As a mother, on the other hand, I wept.  I wept, and wept, and wept, for little Pudding.  I wept for Elizabeth.  I wept for a friend who lost a baby not long after I had my own.  I wept for all the things I may have said wrong, all the things I may have not said, and I wept for the selfish joy that my own sweet, precious child was snuggled next to me as I read.  I wept for Pudding, I wept for another friend who died, I wept for his mother because even though she had 29 years with him he was still her child, and I wept for the baby cemetery that I pass every time I visit his grave.
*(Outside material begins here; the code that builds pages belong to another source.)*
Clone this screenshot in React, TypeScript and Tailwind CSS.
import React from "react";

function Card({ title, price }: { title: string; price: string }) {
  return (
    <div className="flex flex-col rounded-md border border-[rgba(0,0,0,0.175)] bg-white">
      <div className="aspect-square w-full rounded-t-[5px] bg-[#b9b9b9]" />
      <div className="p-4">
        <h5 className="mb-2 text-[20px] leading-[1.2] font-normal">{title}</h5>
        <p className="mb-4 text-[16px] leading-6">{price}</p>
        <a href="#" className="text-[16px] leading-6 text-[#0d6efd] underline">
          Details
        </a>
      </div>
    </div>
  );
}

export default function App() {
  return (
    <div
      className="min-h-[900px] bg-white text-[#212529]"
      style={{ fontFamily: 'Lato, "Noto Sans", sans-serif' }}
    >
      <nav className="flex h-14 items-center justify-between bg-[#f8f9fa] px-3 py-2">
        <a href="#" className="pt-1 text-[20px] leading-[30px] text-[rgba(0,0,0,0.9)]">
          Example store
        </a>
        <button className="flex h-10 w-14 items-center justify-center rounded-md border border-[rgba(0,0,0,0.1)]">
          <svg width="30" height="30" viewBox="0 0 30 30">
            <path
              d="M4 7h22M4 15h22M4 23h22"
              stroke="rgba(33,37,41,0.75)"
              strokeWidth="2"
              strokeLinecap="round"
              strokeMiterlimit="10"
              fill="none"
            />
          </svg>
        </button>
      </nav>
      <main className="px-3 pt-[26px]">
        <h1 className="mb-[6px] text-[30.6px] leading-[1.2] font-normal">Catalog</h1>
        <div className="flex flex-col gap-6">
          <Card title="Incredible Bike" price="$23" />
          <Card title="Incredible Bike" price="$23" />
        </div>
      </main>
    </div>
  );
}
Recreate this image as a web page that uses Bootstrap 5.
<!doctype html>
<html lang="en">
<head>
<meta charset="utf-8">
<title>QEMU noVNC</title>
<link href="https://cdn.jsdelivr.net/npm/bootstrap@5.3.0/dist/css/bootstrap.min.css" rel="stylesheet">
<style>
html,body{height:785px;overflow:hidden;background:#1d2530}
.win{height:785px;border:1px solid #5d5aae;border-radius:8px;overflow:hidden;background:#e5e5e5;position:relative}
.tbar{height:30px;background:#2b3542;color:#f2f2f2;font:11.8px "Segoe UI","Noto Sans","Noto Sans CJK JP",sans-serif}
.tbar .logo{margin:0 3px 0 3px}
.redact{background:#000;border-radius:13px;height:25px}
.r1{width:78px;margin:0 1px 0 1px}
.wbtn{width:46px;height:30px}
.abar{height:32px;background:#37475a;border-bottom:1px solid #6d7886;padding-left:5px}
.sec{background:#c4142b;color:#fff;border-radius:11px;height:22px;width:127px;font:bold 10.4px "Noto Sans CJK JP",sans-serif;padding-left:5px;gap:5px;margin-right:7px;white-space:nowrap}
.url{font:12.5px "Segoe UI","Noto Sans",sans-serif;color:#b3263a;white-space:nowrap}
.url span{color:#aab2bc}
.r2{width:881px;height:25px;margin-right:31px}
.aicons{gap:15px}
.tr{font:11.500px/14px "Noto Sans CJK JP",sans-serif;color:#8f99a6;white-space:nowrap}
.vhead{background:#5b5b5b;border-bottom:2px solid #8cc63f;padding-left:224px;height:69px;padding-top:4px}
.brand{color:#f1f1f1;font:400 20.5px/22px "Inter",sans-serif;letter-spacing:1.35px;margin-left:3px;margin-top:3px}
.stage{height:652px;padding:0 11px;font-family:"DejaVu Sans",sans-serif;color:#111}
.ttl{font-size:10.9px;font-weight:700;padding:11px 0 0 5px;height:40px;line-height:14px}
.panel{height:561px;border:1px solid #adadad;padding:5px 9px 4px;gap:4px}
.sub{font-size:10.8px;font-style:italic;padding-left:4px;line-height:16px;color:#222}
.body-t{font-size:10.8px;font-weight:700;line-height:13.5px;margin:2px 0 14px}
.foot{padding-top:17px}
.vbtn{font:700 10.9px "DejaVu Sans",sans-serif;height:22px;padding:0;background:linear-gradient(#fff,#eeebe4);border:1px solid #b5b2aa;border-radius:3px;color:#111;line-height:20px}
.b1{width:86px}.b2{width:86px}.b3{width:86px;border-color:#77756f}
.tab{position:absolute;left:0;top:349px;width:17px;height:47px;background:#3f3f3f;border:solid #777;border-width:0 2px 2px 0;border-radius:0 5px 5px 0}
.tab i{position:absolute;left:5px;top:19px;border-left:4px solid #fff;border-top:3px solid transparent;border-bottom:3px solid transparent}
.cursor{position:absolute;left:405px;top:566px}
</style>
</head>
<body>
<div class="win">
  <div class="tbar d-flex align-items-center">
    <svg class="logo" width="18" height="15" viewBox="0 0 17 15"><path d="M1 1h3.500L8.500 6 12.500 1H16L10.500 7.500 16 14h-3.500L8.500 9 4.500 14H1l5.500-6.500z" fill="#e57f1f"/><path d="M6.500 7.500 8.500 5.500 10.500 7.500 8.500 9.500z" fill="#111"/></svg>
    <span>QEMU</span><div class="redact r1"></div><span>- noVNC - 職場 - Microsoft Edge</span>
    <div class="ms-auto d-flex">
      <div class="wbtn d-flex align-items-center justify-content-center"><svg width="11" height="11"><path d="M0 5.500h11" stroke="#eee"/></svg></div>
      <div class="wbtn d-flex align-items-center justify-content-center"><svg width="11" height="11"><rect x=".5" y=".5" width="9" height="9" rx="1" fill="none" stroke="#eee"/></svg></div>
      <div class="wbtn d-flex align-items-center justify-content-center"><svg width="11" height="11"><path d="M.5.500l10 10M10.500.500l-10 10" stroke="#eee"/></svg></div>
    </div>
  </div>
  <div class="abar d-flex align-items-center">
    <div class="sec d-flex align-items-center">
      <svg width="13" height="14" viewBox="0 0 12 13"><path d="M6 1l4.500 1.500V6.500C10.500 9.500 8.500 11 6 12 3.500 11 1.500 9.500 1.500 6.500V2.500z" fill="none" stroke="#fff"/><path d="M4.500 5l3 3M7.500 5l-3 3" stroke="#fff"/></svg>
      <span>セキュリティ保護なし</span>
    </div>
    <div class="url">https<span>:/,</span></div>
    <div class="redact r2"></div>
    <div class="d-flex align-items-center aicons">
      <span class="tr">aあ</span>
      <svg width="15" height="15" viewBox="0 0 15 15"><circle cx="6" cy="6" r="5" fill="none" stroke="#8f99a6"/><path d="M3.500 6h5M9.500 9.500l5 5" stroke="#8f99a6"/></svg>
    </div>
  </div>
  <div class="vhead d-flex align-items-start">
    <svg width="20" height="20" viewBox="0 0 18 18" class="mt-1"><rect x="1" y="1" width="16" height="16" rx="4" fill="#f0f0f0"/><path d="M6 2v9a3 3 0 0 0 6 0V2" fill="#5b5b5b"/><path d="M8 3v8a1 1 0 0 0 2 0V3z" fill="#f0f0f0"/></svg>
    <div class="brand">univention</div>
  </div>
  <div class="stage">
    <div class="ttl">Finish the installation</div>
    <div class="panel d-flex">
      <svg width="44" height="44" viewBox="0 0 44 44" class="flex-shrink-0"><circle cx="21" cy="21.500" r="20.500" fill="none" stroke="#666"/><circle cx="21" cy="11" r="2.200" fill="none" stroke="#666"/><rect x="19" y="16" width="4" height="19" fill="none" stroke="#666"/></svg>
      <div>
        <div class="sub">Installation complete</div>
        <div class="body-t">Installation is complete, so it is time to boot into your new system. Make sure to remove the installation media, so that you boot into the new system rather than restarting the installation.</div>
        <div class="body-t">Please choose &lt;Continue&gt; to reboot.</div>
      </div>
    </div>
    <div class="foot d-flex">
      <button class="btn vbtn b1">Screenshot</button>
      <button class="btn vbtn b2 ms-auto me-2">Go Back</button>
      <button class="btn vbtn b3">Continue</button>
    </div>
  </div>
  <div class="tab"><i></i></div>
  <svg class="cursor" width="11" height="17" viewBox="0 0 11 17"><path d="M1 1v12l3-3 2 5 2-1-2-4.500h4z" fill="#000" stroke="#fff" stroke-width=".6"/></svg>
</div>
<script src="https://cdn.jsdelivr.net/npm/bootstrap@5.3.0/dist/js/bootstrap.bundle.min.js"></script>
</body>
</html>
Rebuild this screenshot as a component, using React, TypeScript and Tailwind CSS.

I’ve had a writer’s crush on Elizabeth McCracken for sometime.  I have an extremely vivid memory of reading A Giant’s House while having lunch with the same friend whose grave I now visit.  We devoured deli food, iced tea, and discussed the oddity of a romance between a librarian and child giant.  I remember telling him what a strange tale it was, but if I could ever manage to write anything half so interesting I would pee myself with happiness.  He promised to read it too, though I’m quite certain he never did because he was in the habit of reading the first thirty or so pages of something and then proclaiming himself an expert on a topic, starting novels and not finishing them, and making half-hearted promises… little things that I tend to hate in people, but for whatever reason found endearing in him.  I loved him dearly, and for that reason, I’ve never been quite certain whether my Elizabeth McCracken crush was because Elizabeth McCracken was all that amazing, or if it was because thinking of her always reminds me of him.  I cannot think of one without thinking of the other.

Reading An Exact Replica of a Figment of My Imagination, I’m now quite certain that Elizabeth McCracken is that amazing, and deserves adoration outside the realm of  Matty memories.  She’s a wonderful writer, a fascinating person, has a rockin’ last name, and by sharing this book with the world has proved to me (without ever having met her) that she has a very giving soul.

Elizabeth McCracken, thank you for sharing Pudding’s story.  And from the bottom of my heart: I am sorry for your loss.